EXERCISE GOAL:
Below is a listing. Return the lines from the one that contains "Recreate this image" to the one that contains "import React from", both ends included, verbatim and with no pictures.

THE RECORDS:
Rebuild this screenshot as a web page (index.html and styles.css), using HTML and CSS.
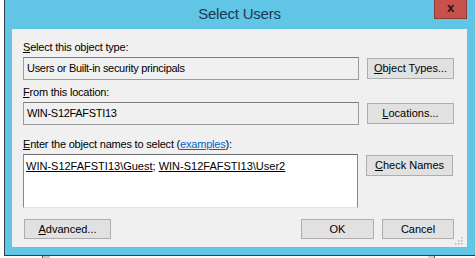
FILE: index.html
```html
<!DOCTYPE html>
<html>
<head>
<meta charset="utf-8">
<link rel="stylesheet" href="styles.css">
</head>
<body>
<div class="window">
  <div class="titlebar">
    <span class="title">Select Users</span>
    <div class="close">x</div>
  </div>
  <div class="client">
    <div class="label first"><u>S</u>elect this object type:</div>
    <div class="row">
      <div class="field">Users or Built-in security principals</div>
      <div class="btn"><u>O</u>bject Types...</div>
    </div>
    <div class="label second"><u>F</u>rom this location:</div>
    <div class="row">
      <div class="field">WIN-S12FAFSTI13</div>
      <div class="btn"><u>L</u>ocations...</div>
    </div>
    <div class="label third"><u>E</u>nter the object names to select (<a class="link">examples</a>):</div>
    <div class="row">
      <div class="names"><u>WIN-S12FAFSTI13\Guest</u>; <u>WIN-S12FAFSTI13\User2</u></div>
      <div class="btn"><u>C</u>heck Names</div>
    </div>
    <div class="footer">
      <div class="btn adv"><u>A</u>dvanced...</div>
      <div class="actions">
        <div class="btn ok">OK</div>
        <div class="btn cancel">Cancel</div>
      </div>
    </div>
    <svg class="grip" width="8" height="8" viewBox="0 0 8 8">
      <rect x="6" y="0" width="1.5" height="1.5" fill="#b8b8b8"/>
      <rect x="3" y="3" width="1.5" height="1.5" fill="#b8b8b8"/>
      <rect x="6" y="3" width="1.5" height="1.5" fill="#b8b8b8"/>
      <rect x="0" y="6" width="1.5" height="1.5" fill="#b8b8b8"/>
      <rect x="3" y="6" width="1.5" height="1.5" fill="#b8b8b8"/>
      <rect x="6" y="6" width="1.5" height="1.5" fill="#b8b8b8"/>
    </svg>
  </div>
</div>
<div class="below">
  <div class="below-a"></div>
  <div class="below-b"></div>
</div>
</body>
</html>
```
FILE: styles.css
```css
html, body {
  margin: 0;
  padding: 0;
  background: #ffffff;
  overflow: hidden;
  width: 475px;
  height: 258px;
}
body {
  font-family: "Liberation Sans", Arial, sans-serif;
  font-size: 11px;
  color: #000;
}
.window {
  position: relative;
  margin-left: 4px;
  width: 471px;
  height: 256px;
  background: #61c5e6;
  border-left: 1px solid #2d3e4c;
  border-bottom: 1px solid #2d3e4c;
  padding: 0 8px 8px 7px;
  box-sizing: border-box;
  display: flex;
  flex-direction: column;
}
.titlebar {
  height: 29px;
  display: flex;
  align-items: center;
  justify-content: center;
  flex: none;
}
.title {
  font-size: 15px;
  letter-spacing: -0.2px;
  color: #1a3850;
  margin-top: -2px;
}
.close {
  position: absolute;
  top: 0;
  right: 8px;
  width: 33px;
  height: 19px;
  background: #c7514c;
  color: #1a1a1a;
  font-weight: bold;
  font-size: 13px;
  line-height: 15px;
  text-align: center;
  box-sizing: border-box;
  border: 1px solid #8e3a36;
  border-top: none;
}
.client {
  position: relative;
  flex: 1;
  background: #f0f0f0;
  padding: 0 13px 0 11px;
  display: flex;
  flex-direction: column;
}
.label {
  line-height: 15px;
  height: 15px;
  margin-bottom: 2px;
  letter-spacing: -0.2px;
}
.label.first { margin-top: 11px; }
.label.second { margin-top: 5px; }
.label.third { margin-top: 12px; }
.link {
  color: #0066cc;
  text-decoration: underline;
}
.row {
  display: flex;
  gap: 8px;
  align-items: flex-start;
}
.field {
  width: 336px;
  height: 23px;
  box-sizing: border-box;
  border: 1px solid #9a9a9a;
  border-top-color: #7e7e7e;
  padding-left: 3px;
  line-height: 21px;
  background: #f0f0f0;
  letter-spacing: -0.3px;
}
.btn {
  width: 87px;
  height: 21px;
  box-sizing: border-box;
  border: 1px solid #adadad;
  background: #e1e1e1;
  text-align: center;
  line-height: 19px;
  margin-top: 1px;
}
.names {
  width: 335px;
  height: 54px;
  box-sizing: border-box;
  background: #ffffff;
  border: 1px solid #8a8a8a;
  border-top-color: #6e6e6e;
  border-bottom-color: #e4e4e4;
  padding: 4px 0 0 2px;
  line-height: 14px;
}
.footer {
  margin-top: 11px;
  display: flex;
  justify-content: space-between;
}
.footer .btn { margin-top: 0; height: 20px; line-height: 18px; }
.btn.adv { margin-left: 1px; }
.actions {
  display: flex;
  gap: 8px;
}
.btn.ok { width: 73px; }
.btn.cancel { width: 72px; }
.grip {
  position: absolute;
  right: 4px;
  bottom: 2px;
}
.below {
  height: 2px;
  display: flex;
  justify-content: space-between;
  padding: 0 40px 0 42px;
}
.below-a {
  width: 7px;
  background: #c8c8c8;
  border-left: 1px solid #555;
}
.below-b {
  width: 6px;
  background: #d0d0d0;
  border-right: 1px solid #555;
}
```
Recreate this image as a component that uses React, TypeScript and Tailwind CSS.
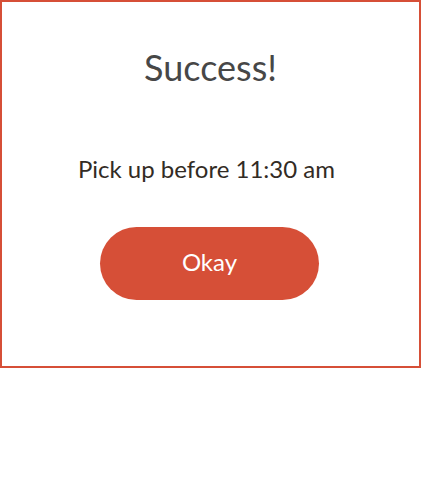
import React from "react";

const App: React.FC = () => {
  return (
    <div className="w-[421px] h-[504px] bg-white" style={{ fontFamily: "Lato, 'Noto Sans', sans-serif" }}>
      <div className="h-[368px] border-2 border-[#d64f37] flex flex-col items-center pt-[43px]">
        <h1 className="text-[36px] leading-[44px] text-[#474747]">Success!</h1>

        <p className="mt-[64px] pr-2 text-[24px] leading-[32px] text-[#322b24]">
          Pick up before 11:30 am
        </p>

        <button className="mt-[42px] mr-[2px] w-[219px] h-[73px] rounded-full bg-[#d64f37] text-white text-[24px] leading-[32px] pb-[4px]">
          Okay
        </button>
      </div>
    </div>
  );
};

export default App;
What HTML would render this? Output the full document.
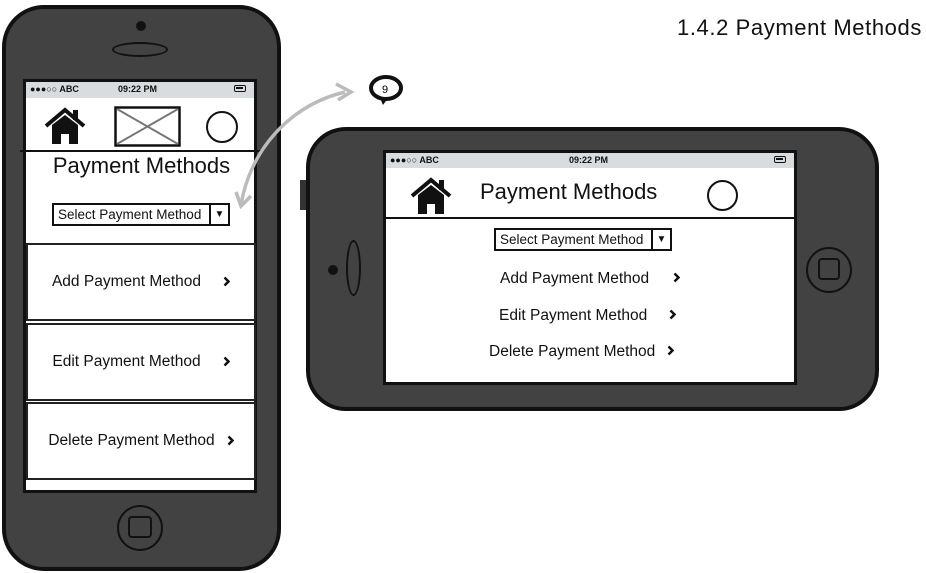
<!DOCTYPE html>
<html><head><meta charset="utf-8"><style>
body{margin:0;width:926px;height:573px;background:#fff;position:relative;overflow:hidden;font-family:"Liberation Sans",sans-serif;color:#111}
.a{position:absolute;box-sizing:border-box}
.phone{background:#424242;border:4px solid #111}
.scr{background:#fff;border:3px solid #111}
.sb{background:#d8dcdf;font-size:9px;line-height:15px;font-weight:bold}
.row{background:#fff;border:2px solid #222;font-size:15.5px;display:flex;align-items:center;justify-content:center}
.sel{border:2px solid #111;background:#fff;font-size:13.5px;line-height:19px;padding-left:4px}
.t{white-space:nowrap}
.c{display:inline-block;vertical-align:middle;position:relative;top:-1px}
</style></head><body>
<div class="a t" style="left:677px;top:15px;font-size:22px;letter-spacing:0.6px">1.4.2 Payment Methods</div>

<!-- portrait phone -->
<div class="a phone" style="left:2px;top:5px;width:279px;height:566px;border-radius:42px"></div>
<div class="a" style="left:136px;top:21px;width:10px;height:10px;border-radius:50%;background:#111"></div>
<div class="a" style="left:112px;top:42px;width:56px;height:15px;border-radius:50%;border:2.5px solid #111"></div>
<div class="a scr" style="left:23px;top:79px;width:234px;height:414px"></div>
<div class="a sb t" style="left:26px;top:82px;width:228px;height:16px;padding-left:4px">●●●○○ ABC<span style="position:absolute;left:92px">09:22 PM</span><span style="position:absolute;right:8px;top:3px;width:12px;height:7px;border:1.5px solid #111;border-radius:2px;box-sizing:border-box;background:linear-gradient(#111,#111) 1px 1px/7px 2px no-repeat"></span></div>
<svg class="a" style="left:43px;top:106px" width="45" height="40" viewBox="0 0 45 40"><path d="M3 20 L22 4 L41 20" stroke="#111" stroke-width="4" fill="none"/><path d="M9 19 L22 9 L35 19 V38 H26 V28 H18 V38 H9Z" fill="#111"/><rect x="30" y="4" width="5" height="10" fill="#111"/></svg>
<svg class="a" style="left:114px;top:106px" width="67" height="41"><rect x="1.5" y="1.5" width="64" height="38" fill="#fff" stroke="#111" stroke-width="2.5"/><path d="M3 3L64 38M64 3L3 38" stroke="#777" stroke-width="2"/></svg>
<div class="a" style="left:206px;top:111px;width:32px;height:32px;border-radius:50%;border:2px solid #111"></div>
<div class="a" style="left:20px;top:150px;width:243px;height:1.5px;background:#111"></div>
<div class="a t" style="left:26px;top:153px;width:231px;text-align:center;font-size:22px">Payment Methods</div>
<div class="a sel t" style="left:52px;top:203px;width:178px;height:23px">Select Payment Method<span style="position:absolute;right:0;top:0;width:17px;height:19px;border-left:2px solid #111;font-size:10px;text-align:center">▼</span></div>
<div class="a row t" style="left:26px;top:243px;width:230px;height:78px">Add Payment Method<svg class="c" style="margin-left:22px" width="7" height="11"><path d="M1.5 1.5L5.5 5.5L1.5 9.5" stroke="#111" stroke-width="2.5" fill="none"/></svg></div>
<div class="a row t" style="left:26px;top:323px;width:230px;height:78px">Edit Payment Method<svg class="c" style="margin-left:22px" width="7" height="11"><path d="M1.5 1.5L5.5 5.5L1.5 9.5" stroke="#111" stroke-width="2.5" fill="none"/></svg></div>
<div class="a row t" style="left:26px;top:402px;width:230px;height:78px">Delete Payment Method<svg class="c" style="margin-left:12px" width="7" height="11"><path d="M1.5 1.5L5.5 5.5L1.5 9.5" stroke="#111" stroke-width="2.5" fill="none"/></svg></div>
<div class="a" style="left:117px;top:505px;width:46px;height:46px;border-radius:50%;border:2.5px solid #111"></div>
<div class="a" style="left:128px;top:516px;width:24px;height:22px;border-radius:4px;border:2.5px solid #111"></div>

<!-- landscape phone -->
<div class="a phone" style="left:306px;top:127px;width:573px;height:284px;border-radius:40px"></div>
<div class="a" style="left:300px;top:180px;width:6px;height:30px;background:#333"></div>
<div class="a" style="left:328px;top:265px;width:10px;height:10px;border-radius:50%;background:#111"></div>
<div class="a" style="left:346px;top:240px;width:15px;height:56px;border-radius:50%;border:2.5px solid #111"></div>
<div class="a scr" style="left:383px;top:150px;width:414px;height:235px"></div>
<div class="a sb t" style="left:386px;top:153px;width:408px;height:15px;padding-left:4px">●●●○○ ABC<span style="position:absolute;left:183px">09:22 PM</span><span style="position:absolute;right:8px;top:3px;width:12px;height:7px;border:1.5px solid #111;border-radius:2px;box-sizing:border-box;background:linear-gradient(#111,#111) 1px 1px/7px 2px no-repeat"></span></div>
<svg class="a" style="left:409px;top:176px" width="45" height="40" viewBox="0 0 45 40"><path d="M3 20 L22 4 L41 20" stroke="#111" stroke-width="4" fill="none"/><path d="M9 19 L22 9 L35 19 V38 H26 V28 H18 V38 H9Z" fill="#111"/><rect x="30" y="4" width="5" height="10" fill="#111"/></svg>
<div class="a t" style="left:480px;top:179px;font-size:22px">Payment Methods</div>
<div class="a" style="left:707px;top:180px;width:31px;height:31px;border-radius:50%;border:2px solid #111"></div>
<div class="a" style="left:386px;top:217px;width:408px;height:1.5px;background:#111"></div>
<div class="a sel t" style="left:494px;top:228px;width:178px;height:23px">Select Payment Method<span style="position:absolute;right:0;top:0;width:17px;height:19px;border-left:2px solid #111;font-size:10px;text-align:center">▼</span></div>
<div class="a t" style="left:500px;top:270px;font-size:15.5px">Add Payment Method<svg class="c" style="margin-left:24px" width="7" height="11"><path d="M1.5 1.5L5.5 5.5L1.5 9.5" stroke="#111" stroke-width="2.5" fill="none"/></svg></div>
<div class="a t" style="left:499px;top:307px;font-size:15.5px">Edit Payment Method<svg class="c" style="margin-left:22px" width="7" height="11"><path d="M1.5 1.5L5.5 5.5L1.5 9.5" stroke="#111" stroke-width="2.5" fill="none"/></svg></div>
<div class="a t" style="left:489px;top:343px;font-size:15.5px">Delete Payment Method<svg class="c" style="margin-left:12px" width="7" height="11"><path d="M1.5 1.5L5.5 5.5L1.5 9.5" stroke="#111" stroke-width="2.5" fill="none"/></svg></div>
<div class="a" style="left:806px;top:247px;width:46px;height:46px;border-radius:50%;border:2.5px solid #111"></div>
<div class="a" style="left:818px;top:258px;width:22px;height:22px;border-radius:4px;border:2.5px solid #111"></div>

<!-- arrow + note -->
<svg class="a" style="left:0;top:0" width="926" height="573"><path d="M241 205 C250 150 290 105 345 92" stroke="#bbb" stroke-width="3.5" fill="none"/><path d="M336 84 L351 92 L338 100" stroke="#bbb" stroke-width="3.5" fill="none"/><path d="M236 192 L241 206 L251 196" stroke="#bbb" stroke-width="3.5" fill="none"/>
<ellipse cx="386" cy="88" rx="15" ry="11" fill="#fff" stroke="#111" stroke-width="4"/><path d="M380 98 L383 105 L388 98Z" fill="#111"/><text x="382" y="93" font-size="11" font-family="Liberation Sans">9</text></svg>
</body></html>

COMPLETED EXERCISE:
Recreate this image as a component that uses React, TypeScript and Tailwind CSS.
import React from "react";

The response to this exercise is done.